▶ Exercise
Lines from the one containing "Output the component" to the one containing "collection by collection.</p>", both lines included, are to be extracted exactly from the data below; pictures are excluded.

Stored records
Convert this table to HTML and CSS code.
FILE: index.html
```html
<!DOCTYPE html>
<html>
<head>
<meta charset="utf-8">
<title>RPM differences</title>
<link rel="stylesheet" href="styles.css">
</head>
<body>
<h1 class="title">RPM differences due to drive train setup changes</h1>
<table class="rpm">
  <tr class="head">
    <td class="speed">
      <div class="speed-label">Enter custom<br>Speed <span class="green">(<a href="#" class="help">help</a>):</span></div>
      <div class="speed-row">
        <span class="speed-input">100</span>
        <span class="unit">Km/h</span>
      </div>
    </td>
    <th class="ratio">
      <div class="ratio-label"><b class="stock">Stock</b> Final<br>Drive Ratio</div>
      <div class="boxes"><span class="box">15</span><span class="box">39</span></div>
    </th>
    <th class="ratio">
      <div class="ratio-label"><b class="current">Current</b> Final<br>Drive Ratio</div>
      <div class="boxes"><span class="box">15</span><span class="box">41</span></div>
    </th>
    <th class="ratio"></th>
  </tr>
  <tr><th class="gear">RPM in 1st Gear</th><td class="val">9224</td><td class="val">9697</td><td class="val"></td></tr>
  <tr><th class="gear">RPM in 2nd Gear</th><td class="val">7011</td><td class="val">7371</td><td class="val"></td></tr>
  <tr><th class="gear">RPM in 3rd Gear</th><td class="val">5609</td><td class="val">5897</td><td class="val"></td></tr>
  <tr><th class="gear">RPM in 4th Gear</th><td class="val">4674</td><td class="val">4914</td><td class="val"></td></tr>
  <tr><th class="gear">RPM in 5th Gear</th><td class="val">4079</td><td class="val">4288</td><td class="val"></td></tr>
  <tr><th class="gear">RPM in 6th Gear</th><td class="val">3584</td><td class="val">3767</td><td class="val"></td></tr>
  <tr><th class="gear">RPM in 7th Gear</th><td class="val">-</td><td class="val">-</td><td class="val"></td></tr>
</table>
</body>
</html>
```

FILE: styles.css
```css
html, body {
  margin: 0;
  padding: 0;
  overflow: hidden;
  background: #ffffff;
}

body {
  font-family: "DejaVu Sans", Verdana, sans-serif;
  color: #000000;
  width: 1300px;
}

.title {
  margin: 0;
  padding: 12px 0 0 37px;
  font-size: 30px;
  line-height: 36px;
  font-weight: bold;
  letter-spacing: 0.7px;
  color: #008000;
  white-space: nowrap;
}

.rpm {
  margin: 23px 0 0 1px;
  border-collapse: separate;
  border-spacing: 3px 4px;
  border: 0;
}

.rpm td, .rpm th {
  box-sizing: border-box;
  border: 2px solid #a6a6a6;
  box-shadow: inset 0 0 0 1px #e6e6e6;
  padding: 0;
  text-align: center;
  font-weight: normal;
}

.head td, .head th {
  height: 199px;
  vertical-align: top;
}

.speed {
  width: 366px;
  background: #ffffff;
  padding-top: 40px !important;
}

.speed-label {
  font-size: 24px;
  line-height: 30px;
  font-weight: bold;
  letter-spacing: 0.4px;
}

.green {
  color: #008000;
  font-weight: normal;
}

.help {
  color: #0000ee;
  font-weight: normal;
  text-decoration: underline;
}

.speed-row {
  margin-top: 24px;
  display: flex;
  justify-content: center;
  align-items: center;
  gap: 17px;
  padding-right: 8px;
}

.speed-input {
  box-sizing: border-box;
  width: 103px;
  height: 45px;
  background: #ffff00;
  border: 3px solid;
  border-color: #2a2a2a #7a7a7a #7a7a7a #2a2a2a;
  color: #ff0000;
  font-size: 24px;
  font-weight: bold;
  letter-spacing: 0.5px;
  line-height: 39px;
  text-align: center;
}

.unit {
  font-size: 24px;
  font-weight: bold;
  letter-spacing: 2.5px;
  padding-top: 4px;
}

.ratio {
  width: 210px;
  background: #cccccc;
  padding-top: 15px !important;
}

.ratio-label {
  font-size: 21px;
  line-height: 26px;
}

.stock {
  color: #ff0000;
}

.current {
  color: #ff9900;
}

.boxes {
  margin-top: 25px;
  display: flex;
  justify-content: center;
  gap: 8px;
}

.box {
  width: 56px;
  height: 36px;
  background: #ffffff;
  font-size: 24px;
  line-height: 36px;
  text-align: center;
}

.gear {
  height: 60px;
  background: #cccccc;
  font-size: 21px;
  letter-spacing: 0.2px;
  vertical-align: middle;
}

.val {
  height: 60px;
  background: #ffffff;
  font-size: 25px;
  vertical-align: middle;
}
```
---
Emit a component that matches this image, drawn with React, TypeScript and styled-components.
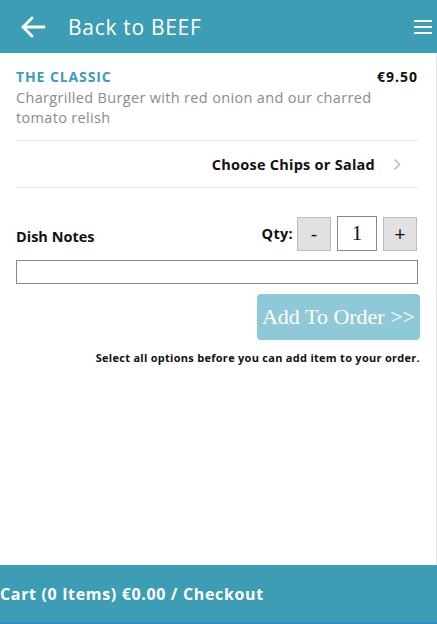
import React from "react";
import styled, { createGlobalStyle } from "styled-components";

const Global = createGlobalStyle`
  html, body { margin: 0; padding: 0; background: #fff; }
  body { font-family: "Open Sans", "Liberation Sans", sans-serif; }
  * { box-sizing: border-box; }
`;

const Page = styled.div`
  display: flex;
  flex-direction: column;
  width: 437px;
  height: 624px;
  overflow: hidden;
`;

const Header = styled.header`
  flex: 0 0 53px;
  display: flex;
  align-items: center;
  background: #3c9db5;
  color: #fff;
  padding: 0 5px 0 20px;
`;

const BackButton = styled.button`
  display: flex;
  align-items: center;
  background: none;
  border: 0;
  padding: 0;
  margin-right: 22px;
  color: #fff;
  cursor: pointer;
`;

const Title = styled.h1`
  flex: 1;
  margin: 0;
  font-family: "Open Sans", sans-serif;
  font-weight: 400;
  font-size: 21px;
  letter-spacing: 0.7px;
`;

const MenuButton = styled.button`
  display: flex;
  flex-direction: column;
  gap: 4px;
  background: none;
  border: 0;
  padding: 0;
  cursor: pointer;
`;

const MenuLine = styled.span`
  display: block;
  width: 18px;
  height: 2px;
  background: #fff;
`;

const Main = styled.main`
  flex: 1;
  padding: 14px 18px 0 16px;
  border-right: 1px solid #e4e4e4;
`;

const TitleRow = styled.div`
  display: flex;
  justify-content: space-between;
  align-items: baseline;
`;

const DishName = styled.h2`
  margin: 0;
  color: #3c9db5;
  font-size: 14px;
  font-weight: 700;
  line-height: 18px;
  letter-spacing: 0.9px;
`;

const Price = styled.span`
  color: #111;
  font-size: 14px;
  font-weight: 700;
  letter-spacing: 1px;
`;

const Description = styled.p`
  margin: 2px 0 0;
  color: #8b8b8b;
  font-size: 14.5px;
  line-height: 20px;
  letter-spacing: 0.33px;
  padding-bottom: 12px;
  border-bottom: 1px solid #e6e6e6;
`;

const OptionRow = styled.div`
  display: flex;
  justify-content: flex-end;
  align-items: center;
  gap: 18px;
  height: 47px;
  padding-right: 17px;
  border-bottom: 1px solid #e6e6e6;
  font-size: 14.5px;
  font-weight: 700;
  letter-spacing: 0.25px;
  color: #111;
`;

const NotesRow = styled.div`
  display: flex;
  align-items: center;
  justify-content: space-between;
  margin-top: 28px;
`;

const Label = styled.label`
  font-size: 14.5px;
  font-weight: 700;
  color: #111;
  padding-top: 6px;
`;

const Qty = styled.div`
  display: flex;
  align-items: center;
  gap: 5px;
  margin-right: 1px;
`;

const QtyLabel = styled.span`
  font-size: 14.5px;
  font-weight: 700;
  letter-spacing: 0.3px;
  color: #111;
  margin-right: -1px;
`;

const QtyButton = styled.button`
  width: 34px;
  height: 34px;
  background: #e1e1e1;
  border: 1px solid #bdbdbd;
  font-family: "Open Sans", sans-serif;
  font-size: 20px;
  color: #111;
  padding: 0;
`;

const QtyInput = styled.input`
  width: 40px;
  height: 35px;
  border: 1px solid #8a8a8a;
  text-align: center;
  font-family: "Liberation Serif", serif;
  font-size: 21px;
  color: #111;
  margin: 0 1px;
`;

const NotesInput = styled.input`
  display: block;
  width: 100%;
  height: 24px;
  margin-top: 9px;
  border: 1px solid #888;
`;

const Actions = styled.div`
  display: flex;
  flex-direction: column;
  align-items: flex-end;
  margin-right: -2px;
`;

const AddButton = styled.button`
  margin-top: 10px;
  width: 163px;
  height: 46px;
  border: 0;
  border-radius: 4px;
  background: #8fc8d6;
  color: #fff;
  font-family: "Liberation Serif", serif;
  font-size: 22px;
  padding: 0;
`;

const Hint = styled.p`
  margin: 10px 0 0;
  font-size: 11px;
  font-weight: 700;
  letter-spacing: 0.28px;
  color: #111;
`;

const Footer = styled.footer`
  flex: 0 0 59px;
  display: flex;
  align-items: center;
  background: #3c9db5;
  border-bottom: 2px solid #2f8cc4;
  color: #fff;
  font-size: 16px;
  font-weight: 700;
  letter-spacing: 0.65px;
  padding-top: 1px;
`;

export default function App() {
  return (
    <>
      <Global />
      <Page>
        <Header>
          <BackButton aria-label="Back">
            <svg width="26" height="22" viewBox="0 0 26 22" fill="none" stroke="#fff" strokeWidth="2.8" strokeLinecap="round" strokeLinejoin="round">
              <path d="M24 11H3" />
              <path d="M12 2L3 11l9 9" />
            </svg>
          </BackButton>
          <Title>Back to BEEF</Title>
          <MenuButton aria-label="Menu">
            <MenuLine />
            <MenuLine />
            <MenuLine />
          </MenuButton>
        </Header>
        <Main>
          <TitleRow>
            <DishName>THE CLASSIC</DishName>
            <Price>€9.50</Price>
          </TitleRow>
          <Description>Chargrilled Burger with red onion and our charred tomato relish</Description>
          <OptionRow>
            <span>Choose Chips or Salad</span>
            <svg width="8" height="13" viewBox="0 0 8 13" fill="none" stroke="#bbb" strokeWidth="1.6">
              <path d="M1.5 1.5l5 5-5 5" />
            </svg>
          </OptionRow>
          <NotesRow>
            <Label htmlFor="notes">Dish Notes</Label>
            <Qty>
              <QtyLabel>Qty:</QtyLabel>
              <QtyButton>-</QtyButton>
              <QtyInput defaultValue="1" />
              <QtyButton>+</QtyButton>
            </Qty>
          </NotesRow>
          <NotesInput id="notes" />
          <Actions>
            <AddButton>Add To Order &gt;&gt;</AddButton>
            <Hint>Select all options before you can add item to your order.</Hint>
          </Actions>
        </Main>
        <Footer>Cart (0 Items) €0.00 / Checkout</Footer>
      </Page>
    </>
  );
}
...
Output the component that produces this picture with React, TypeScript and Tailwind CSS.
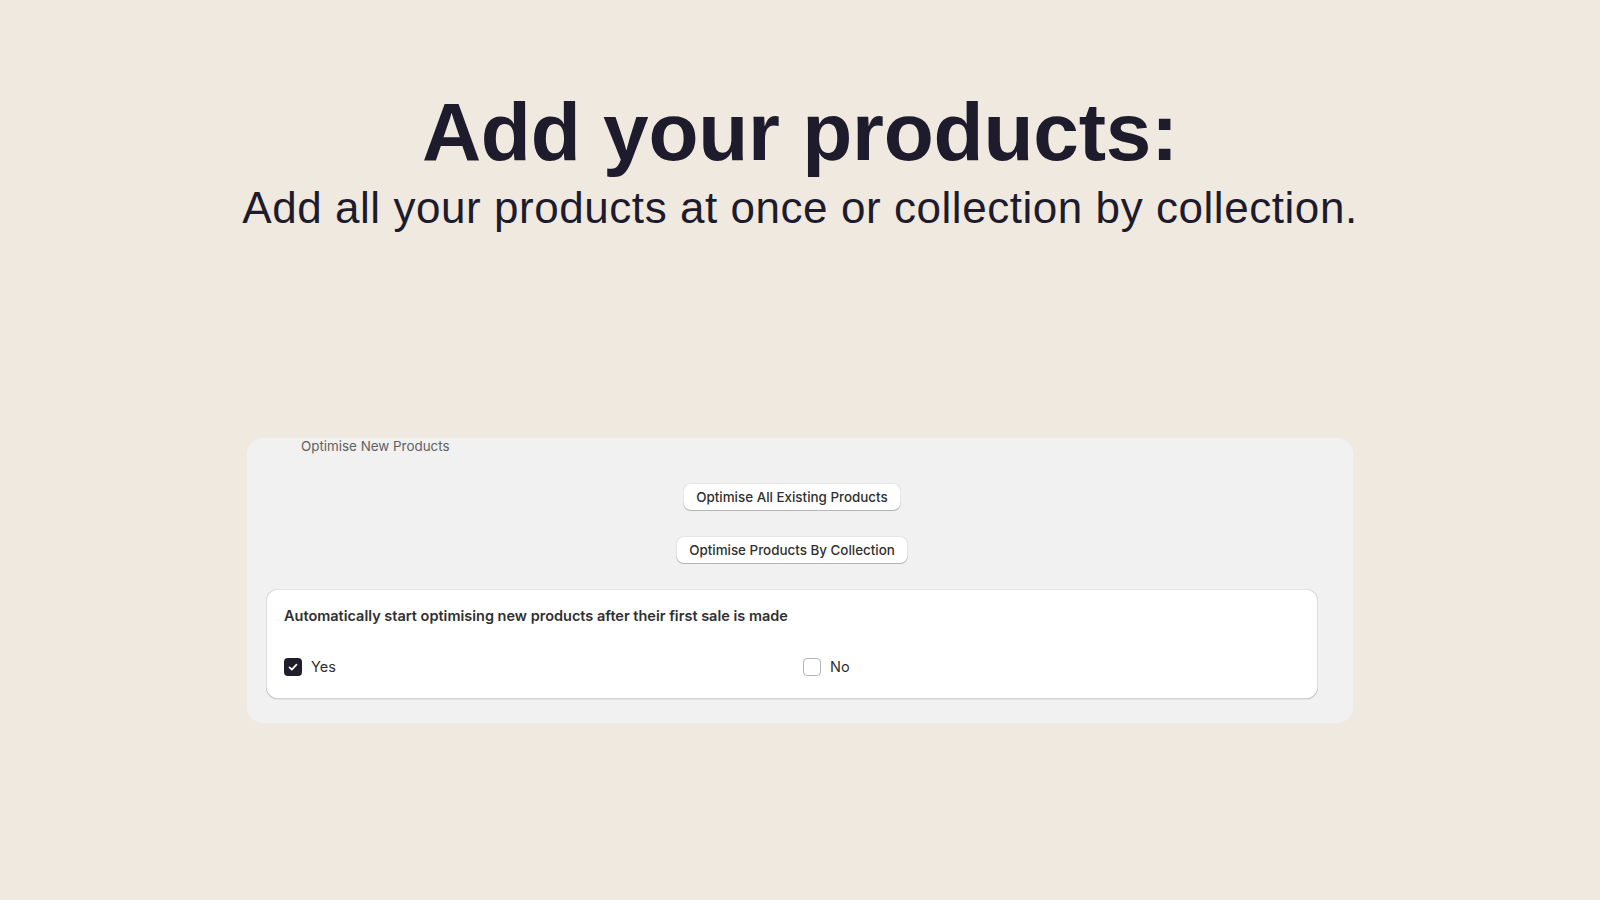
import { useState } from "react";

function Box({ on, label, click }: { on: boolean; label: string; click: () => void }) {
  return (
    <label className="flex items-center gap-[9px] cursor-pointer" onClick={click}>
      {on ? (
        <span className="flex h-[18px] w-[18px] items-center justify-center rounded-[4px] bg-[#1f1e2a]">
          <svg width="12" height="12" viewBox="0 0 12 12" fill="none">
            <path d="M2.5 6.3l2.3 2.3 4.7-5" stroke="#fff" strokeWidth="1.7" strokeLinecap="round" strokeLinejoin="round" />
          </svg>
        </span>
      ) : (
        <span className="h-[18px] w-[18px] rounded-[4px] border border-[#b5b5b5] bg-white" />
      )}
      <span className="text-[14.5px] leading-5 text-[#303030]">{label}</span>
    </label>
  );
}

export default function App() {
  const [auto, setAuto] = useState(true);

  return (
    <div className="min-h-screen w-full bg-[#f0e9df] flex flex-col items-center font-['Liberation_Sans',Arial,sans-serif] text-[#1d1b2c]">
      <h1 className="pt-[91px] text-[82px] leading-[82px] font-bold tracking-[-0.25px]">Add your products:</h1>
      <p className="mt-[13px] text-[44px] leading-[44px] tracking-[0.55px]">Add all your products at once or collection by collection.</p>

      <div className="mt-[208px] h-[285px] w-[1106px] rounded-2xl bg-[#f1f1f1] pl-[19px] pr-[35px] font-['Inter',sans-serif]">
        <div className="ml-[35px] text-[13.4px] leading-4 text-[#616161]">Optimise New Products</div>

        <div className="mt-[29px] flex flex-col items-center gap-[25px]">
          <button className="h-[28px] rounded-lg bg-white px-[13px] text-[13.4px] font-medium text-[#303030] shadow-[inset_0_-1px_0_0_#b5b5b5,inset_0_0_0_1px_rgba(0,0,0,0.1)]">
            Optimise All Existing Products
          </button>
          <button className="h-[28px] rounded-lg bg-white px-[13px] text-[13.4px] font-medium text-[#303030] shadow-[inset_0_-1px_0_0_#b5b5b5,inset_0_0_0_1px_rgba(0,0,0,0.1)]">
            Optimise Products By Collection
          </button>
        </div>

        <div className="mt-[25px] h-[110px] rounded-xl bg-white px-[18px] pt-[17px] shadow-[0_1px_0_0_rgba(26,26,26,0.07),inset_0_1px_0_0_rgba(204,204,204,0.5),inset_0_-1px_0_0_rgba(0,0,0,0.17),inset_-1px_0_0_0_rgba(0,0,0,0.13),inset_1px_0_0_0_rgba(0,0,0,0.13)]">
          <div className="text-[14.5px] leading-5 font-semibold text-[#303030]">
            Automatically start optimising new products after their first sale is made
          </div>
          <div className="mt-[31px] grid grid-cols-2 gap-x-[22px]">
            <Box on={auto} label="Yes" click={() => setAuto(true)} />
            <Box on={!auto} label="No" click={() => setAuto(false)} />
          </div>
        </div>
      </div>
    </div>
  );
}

▶ Exercise response
Output the component that produces this picture with React, TypeScript and Tailwind CSS.
import { useState } from "react";

function Box({ on, label, click }: { on: boolean; label: string; click: () => void }) {
  return (
    <label className="flex items-center gap-[9px] cursor-pointer" onClick={click}>
      {on ? (
        <span className="flex h-[18px] w-[18px] items-center justify-center rounded-[4px] bg-[#1f1e2a]">
          <svg width="12" height="12" viewBox="0 0 12 12" fill="none">
            <path d="M2.5 6.3l2.3 2.3 4.7-5" stroke="#fff" strokeWidth="1.7" strokeLinecap="round" strokeLinejoin="round" />
          </svg>
        </span>
      ) : (
        <span className="h-[18px] w-[18px] rounded-[4px] border border-[#b5b5b5] bg-white" />
      )}
      <span className="text-[14.5px] leading-5 text-[#303030]">{label}</span>
    </label>
  );
}

export default function App() {
  const [auto, setAuto] = useState(true);

  return (
    <div className="min-h-screen w-full bg-[#f0e9df] flex flex-col items-center font-['Liberation_Sans',Arial,sans-serif] text-[#1d1b2c]">
      <h1 className="pt-[91px] text-[82px] leading-[82px] font-bold tracking-[-0.25px]">Add your products:</h1>
      <p className="mt-[13px] text-[44px] leading-[44px] tracking-[0.55px]">Add all your products at once or collection by collection.</p>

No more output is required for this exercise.